I have had a dig around the WEG site and I saw consumption figures for the CWC16 coil. The C03 coil takes 2.6 to 3.7 Watts and the L03 coil takes 1.7 to 2.7W. 2.7W at 24v is 113 mA, so it shouldnt tax the power supply a great deal.

I have just measured an ABB contactor with a 24v AC coil which gives 5.5ohm - that would be taking about 100w on 24vdc, I don't know what the impedance to 50Hz AC is, but it still seems a hefty whack.
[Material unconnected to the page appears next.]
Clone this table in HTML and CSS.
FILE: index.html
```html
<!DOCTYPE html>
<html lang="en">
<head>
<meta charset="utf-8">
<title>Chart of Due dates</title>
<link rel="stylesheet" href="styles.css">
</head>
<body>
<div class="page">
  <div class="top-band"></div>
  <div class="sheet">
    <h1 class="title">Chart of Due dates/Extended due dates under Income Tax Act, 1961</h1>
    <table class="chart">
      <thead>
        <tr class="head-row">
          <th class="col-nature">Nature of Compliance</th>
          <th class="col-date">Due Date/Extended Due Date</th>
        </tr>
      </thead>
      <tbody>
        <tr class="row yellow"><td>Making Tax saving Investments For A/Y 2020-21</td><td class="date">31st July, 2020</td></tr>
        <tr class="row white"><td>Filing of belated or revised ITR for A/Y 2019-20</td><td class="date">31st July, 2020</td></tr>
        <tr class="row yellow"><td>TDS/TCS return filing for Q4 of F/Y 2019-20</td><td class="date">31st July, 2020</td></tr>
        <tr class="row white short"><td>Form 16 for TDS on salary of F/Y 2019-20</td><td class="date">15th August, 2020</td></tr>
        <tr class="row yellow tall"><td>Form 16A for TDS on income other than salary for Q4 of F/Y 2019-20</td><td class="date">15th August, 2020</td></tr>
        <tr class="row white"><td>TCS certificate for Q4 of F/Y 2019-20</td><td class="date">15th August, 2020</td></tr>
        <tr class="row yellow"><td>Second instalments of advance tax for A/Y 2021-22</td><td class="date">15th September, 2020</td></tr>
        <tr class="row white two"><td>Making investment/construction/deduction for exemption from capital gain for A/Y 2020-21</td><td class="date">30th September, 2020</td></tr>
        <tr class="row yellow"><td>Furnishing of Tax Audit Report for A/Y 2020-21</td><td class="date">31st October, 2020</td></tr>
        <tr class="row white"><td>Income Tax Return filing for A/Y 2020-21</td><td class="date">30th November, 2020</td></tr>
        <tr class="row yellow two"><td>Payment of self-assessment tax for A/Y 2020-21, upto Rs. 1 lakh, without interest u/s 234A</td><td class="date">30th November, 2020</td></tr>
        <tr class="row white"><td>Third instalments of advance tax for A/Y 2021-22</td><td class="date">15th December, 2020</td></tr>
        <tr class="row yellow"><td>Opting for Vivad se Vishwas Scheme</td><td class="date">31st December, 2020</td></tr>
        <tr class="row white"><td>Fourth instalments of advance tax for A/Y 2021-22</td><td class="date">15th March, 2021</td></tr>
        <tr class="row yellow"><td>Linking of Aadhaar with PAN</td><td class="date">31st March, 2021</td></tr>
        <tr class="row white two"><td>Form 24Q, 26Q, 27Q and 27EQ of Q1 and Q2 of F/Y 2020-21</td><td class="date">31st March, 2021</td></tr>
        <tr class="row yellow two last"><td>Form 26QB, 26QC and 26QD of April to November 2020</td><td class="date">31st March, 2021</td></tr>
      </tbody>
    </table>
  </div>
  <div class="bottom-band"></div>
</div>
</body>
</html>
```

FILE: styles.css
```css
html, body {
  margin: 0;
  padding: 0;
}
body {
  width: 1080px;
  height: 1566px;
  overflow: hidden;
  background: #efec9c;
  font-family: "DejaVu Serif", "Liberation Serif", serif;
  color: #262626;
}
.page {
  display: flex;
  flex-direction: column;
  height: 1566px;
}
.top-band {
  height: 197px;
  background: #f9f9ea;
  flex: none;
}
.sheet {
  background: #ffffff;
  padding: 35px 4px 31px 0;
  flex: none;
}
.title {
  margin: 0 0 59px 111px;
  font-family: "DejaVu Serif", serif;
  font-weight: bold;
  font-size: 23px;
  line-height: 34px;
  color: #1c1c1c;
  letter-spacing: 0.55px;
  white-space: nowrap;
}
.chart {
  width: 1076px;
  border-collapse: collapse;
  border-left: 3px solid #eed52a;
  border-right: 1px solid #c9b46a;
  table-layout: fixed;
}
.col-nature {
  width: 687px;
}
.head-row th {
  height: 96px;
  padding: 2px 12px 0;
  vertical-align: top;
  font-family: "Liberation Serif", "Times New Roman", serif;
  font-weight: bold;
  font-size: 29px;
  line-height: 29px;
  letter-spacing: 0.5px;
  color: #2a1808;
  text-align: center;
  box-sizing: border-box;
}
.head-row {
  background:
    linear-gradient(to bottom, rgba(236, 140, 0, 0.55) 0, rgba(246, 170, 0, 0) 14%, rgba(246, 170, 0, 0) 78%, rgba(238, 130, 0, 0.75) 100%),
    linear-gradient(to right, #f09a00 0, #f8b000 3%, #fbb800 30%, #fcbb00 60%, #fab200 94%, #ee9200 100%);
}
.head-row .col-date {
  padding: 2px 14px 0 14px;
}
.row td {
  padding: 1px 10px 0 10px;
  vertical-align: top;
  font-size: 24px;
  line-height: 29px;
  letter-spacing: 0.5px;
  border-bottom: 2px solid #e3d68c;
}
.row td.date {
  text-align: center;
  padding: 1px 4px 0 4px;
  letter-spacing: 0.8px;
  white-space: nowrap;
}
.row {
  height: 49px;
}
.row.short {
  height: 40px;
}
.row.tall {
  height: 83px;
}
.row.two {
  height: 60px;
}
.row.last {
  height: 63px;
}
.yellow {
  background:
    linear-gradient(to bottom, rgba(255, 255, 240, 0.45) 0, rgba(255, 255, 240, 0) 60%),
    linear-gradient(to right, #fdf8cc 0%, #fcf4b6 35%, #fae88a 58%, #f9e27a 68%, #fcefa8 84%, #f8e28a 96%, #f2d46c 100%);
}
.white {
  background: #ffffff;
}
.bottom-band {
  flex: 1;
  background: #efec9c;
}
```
The WEG wee beastie is pricey though in the WEG catalogue - so 12 from Chalon seems a damn good price, especially if you get the L03 coil.

Cheers,

Rob

Lee Roberts
10-11-2016, 11:28 PM
Should be fine. I've got 2.1A of 24VDC, which sole purpose in life now the old controller is gone, is to power a few relays and sensors. If need be, I can upgrade it or fit a second supply.
.
I've ordered a suitable ABB contactor that only takes 3.5W coil power from RS, as I get free next day delivery. I even ordered one with a NC Aux contact, which I can use to switch in a drain resistor for the capacitor, rather than have the resistor continually warming things up.

Good stuff, I like the drain resistor idea its also something I thought about doing for the caps on my driver PSU, dont forget the pics once installed ;-).

Tom J
03-01-2017, 11:51 PM
I use the softstart, via 240v switch, than contactor via fail safe latching, but after reading few post will try MCB type D without softstart - will upload results.

Meantime here is my softstart

20210

It switch primary coil via 4x10W resistors just to kill in rush current and after second small relay bypassing resistors before they became too hot. This delay is enough for peak to go down.
This is only inconvenience for toroid trafo I know.